Count every line that has "React" in it and give the total, nothing more.

#####

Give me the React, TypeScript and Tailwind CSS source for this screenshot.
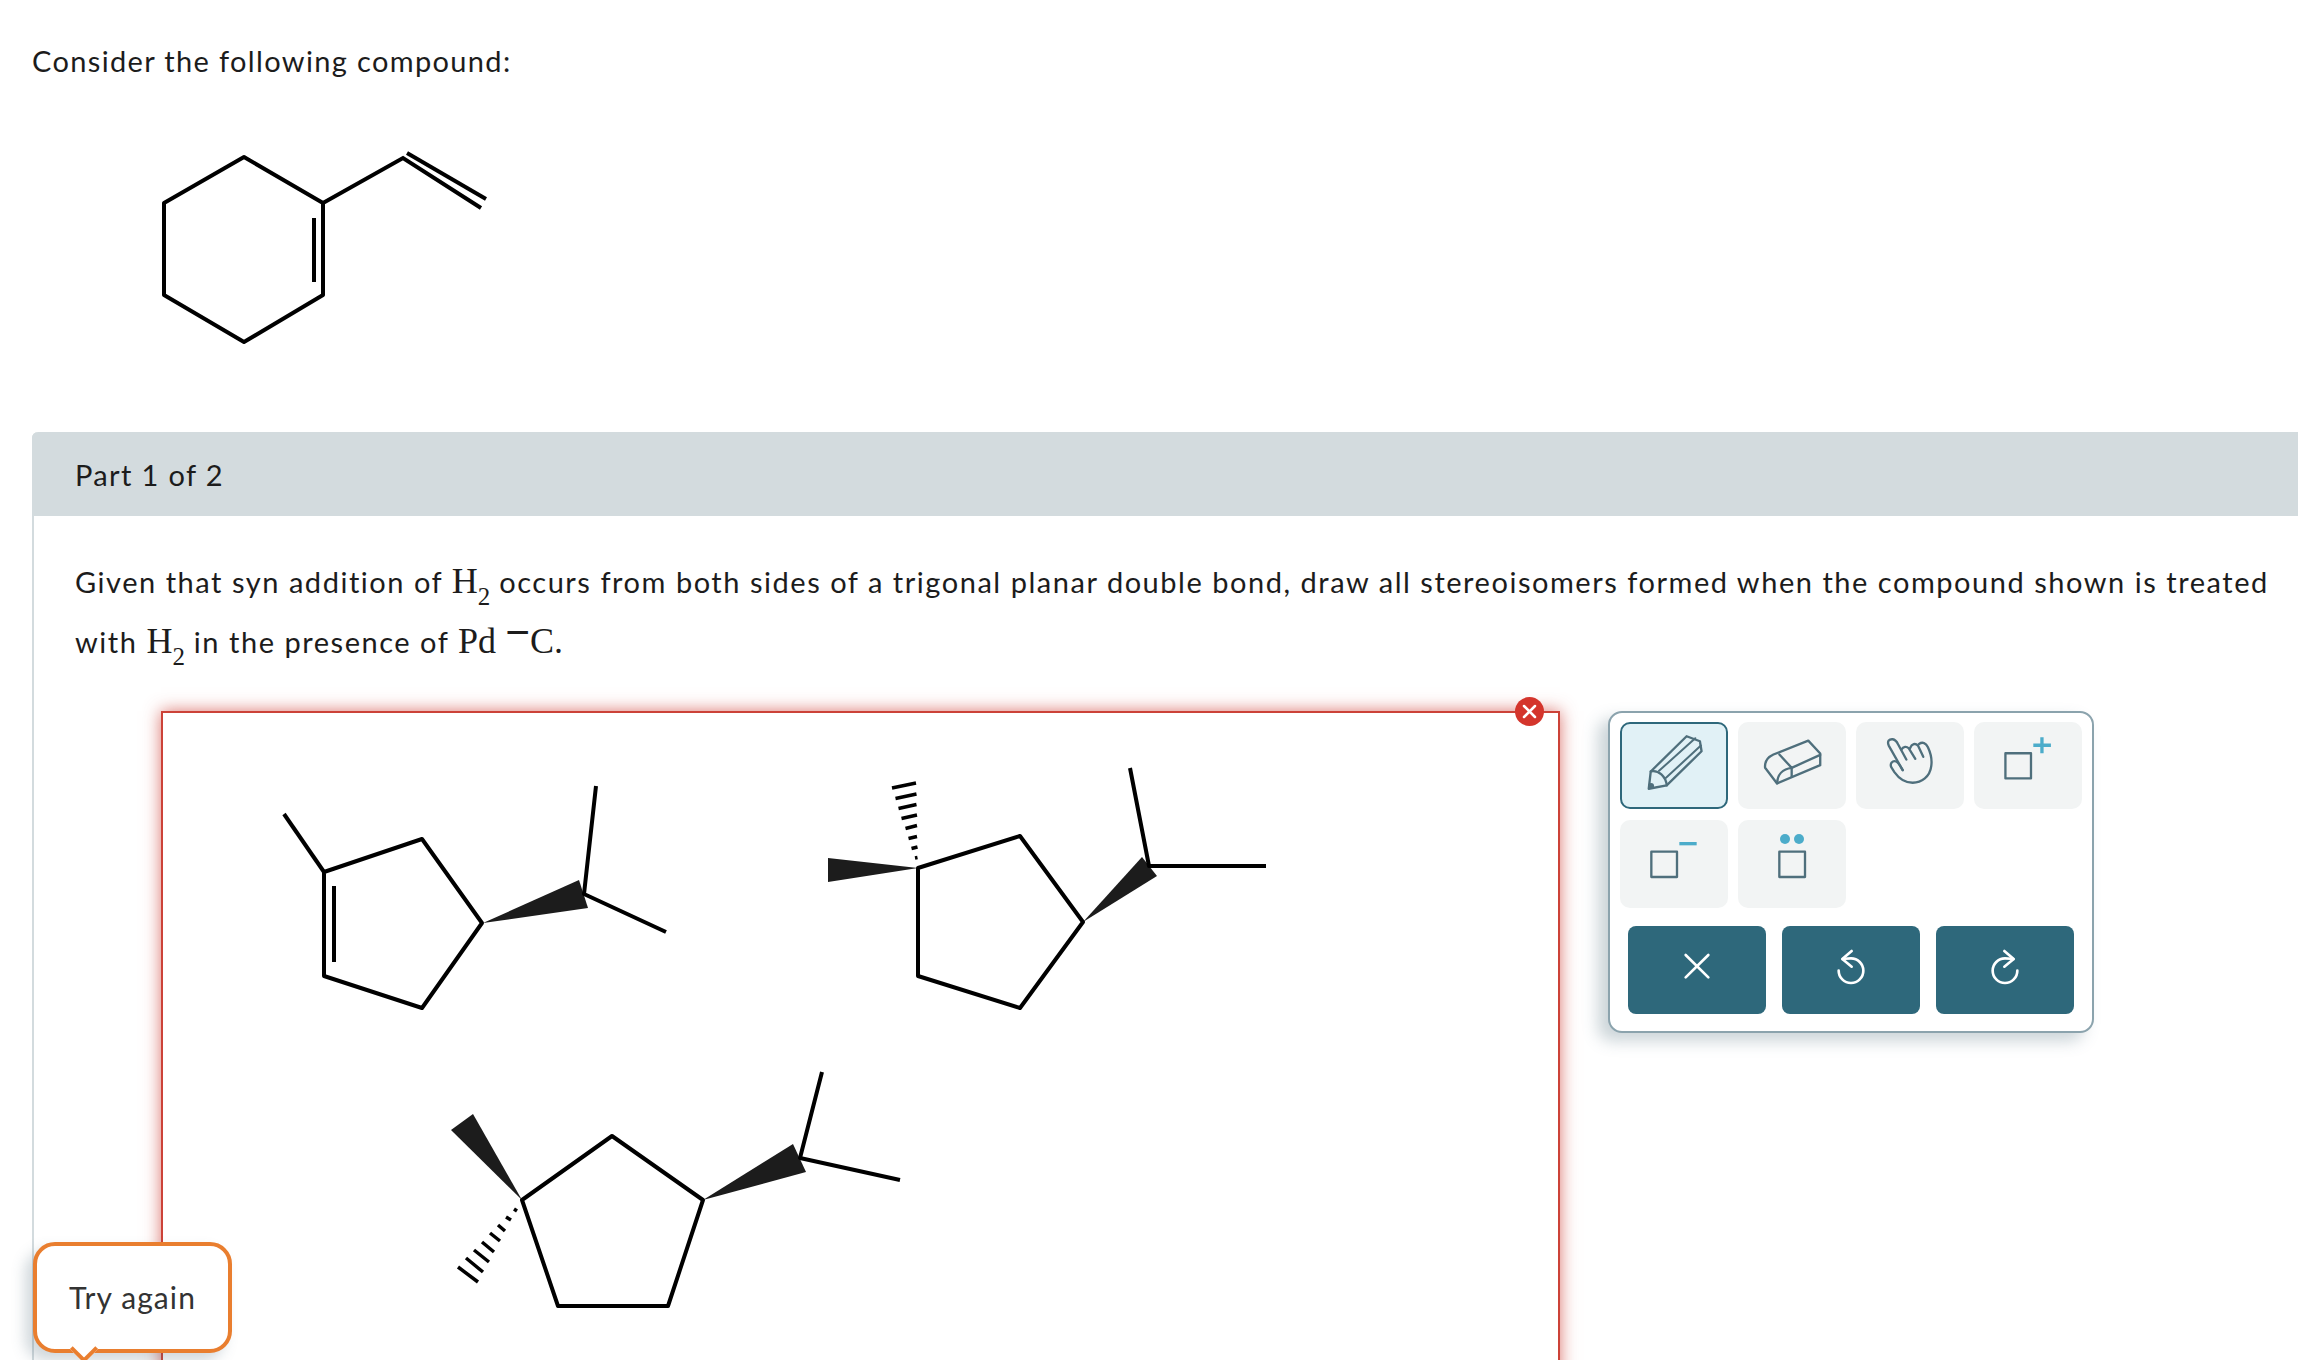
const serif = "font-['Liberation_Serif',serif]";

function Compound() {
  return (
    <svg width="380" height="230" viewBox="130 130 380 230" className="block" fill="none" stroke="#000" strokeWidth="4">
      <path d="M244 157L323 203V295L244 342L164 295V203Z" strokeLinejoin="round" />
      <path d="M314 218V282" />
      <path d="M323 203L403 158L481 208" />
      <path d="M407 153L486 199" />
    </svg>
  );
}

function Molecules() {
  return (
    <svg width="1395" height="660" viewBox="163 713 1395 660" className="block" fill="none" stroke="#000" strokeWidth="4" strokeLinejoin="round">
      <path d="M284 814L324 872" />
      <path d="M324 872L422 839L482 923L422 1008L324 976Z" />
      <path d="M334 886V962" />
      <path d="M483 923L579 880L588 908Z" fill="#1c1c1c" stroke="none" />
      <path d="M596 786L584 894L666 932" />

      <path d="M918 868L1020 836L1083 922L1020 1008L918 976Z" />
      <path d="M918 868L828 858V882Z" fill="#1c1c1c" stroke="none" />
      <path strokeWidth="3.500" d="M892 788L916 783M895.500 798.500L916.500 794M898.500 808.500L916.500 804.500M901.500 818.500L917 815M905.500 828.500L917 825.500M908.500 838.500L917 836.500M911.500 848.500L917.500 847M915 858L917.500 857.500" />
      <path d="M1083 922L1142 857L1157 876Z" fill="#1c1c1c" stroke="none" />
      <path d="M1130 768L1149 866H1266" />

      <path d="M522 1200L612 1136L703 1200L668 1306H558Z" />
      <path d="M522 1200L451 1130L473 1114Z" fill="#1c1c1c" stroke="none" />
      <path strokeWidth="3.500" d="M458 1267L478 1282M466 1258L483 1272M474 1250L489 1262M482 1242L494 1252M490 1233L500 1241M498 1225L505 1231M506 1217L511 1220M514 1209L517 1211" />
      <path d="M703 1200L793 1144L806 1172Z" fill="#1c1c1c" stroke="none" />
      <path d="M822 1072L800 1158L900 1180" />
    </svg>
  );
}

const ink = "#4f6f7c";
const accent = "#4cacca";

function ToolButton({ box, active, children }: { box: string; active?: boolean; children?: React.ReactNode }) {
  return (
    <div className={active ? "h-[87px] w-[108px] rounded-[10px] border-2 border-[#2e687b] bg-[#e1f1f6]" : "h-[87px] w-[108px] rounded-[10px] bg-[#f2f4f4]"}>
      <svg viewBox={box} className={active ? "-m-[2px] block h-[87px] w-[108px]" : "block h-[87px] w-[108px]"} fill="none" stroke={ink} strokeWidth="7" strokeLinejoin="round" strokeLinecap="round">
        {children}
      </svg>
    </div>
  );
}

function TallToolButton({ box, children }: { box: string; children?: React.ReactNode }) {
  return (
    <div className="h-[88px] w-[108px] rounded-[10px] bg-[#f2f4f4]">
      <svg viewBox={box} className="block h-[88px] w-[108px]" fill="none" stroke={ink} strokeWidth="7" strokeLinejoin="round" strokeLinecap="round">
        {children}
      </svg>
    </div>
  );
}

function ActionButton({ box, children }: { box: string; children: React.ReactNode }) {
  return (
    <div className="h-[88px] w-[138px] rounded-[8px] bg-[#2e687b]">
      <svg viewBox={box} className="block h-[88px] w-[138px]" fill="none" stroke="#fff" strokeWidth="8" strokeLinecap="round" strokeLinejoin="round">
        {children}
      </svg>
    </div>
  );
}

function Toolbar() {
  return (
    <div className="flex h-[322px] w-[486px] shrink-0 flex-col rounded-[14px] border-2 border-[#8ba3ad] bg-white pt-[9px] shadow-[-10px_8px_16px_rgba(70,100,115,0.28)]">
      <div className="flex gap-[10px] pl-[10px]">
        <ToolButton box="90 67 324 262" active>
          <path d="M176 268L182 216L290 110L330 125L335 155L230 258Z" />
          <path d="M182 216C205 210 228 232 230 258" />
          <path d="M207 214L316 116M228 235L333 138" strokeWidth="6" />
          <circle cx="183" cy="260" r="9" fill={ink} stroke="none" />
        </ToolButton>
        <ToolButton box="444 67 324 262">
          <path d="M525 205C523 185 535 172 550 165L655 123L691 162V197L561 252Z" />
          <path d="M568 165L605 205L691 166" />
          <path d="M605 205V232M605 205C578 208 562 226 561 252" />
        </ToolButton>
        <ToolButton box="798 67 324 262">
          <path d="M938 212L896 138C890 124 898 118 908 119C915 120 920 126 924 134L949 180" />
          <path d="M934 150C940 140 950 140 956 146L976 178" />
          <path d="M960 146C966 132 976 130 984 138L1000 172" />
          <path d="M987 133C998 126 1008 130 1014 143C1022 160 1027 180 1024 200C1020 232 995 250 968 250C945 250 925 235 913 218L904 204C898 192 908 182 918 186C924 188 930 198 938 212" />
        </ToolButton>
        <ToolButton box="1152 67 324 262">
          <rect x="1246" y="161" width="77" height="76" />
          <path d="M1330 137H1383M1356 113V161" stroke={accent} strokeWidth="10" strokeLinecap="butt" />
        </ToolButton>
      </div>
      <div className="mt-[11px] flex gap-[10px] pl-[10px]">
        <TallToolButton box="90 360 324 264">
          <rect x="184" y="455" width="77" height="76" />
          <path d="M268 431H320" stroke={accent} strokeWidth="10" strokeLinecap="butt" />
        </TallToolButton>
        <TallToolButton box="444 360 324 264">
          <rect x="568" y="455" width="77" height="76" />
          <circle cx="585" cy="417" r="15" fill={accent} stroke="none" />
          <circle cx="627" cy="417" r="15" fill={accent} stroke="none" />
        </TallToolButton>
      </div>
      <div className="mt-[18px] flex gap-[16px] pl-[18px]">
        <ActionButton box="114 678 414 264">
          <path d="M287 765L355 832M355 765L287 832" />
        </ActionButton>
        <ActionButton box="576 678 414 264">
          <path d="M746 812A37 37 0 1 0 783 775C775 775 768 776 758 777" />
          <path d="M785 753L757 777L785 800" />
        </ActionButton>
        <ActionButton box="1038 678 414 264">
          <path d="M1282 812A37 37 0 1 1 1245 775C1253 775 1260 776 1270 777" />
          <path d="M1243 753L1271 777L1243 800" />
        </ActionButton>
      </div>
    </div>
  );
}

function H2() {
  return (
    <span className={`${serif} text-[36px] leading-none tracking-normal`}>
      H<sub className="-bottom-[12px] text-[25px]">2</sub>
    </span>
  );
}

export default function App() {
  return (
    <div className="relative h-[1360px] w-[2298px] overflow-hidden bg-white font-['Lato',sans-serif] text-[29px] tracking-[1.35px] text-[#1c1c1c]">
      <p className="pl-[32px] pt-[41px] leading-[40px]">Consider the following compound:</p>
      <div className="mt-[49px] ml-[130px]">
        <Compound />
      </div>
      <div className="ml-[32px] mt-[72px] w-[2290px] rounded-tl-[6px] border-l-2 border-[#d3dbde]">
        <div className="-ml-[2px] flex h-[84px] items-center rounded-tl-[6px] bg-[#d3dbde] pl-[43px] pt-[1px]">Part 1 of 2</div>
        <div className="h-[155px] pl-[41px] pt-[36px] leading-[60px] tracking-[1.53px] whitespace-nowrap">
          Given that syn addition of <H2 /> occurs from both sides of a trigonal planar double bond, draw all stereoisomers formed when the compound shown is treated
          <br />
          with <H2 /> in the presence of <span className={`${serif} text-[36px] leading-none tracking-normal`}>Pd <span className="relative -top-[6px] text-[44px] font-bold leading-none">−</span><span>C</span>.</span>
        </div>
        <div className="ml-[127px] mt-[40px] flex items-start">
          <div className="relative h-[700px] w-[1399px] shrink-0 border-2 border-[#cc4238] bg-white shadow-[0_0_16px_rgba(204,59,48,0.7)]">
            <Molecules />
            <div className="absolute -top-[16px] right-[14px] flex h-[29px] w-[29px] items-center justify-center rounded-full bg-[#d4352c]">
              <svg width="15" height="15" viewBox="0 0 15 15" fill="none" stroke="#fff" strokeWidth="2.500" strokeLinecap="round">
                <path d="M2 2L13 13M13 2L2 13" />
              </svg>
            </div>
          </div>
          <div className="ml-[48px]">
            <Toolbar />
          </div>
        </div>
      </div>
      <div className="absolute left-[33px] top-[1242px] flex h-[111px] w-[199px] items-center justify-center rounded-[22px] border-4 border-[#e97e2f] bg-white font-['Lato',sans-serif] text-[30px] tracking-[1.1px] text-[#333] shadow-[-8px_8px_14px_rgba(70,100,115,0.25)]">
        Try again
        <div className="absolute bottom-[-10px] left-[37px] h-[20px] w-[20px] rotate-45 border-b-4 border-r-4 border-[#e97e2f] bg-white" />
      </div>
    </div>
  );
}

#####

■ Solution below
4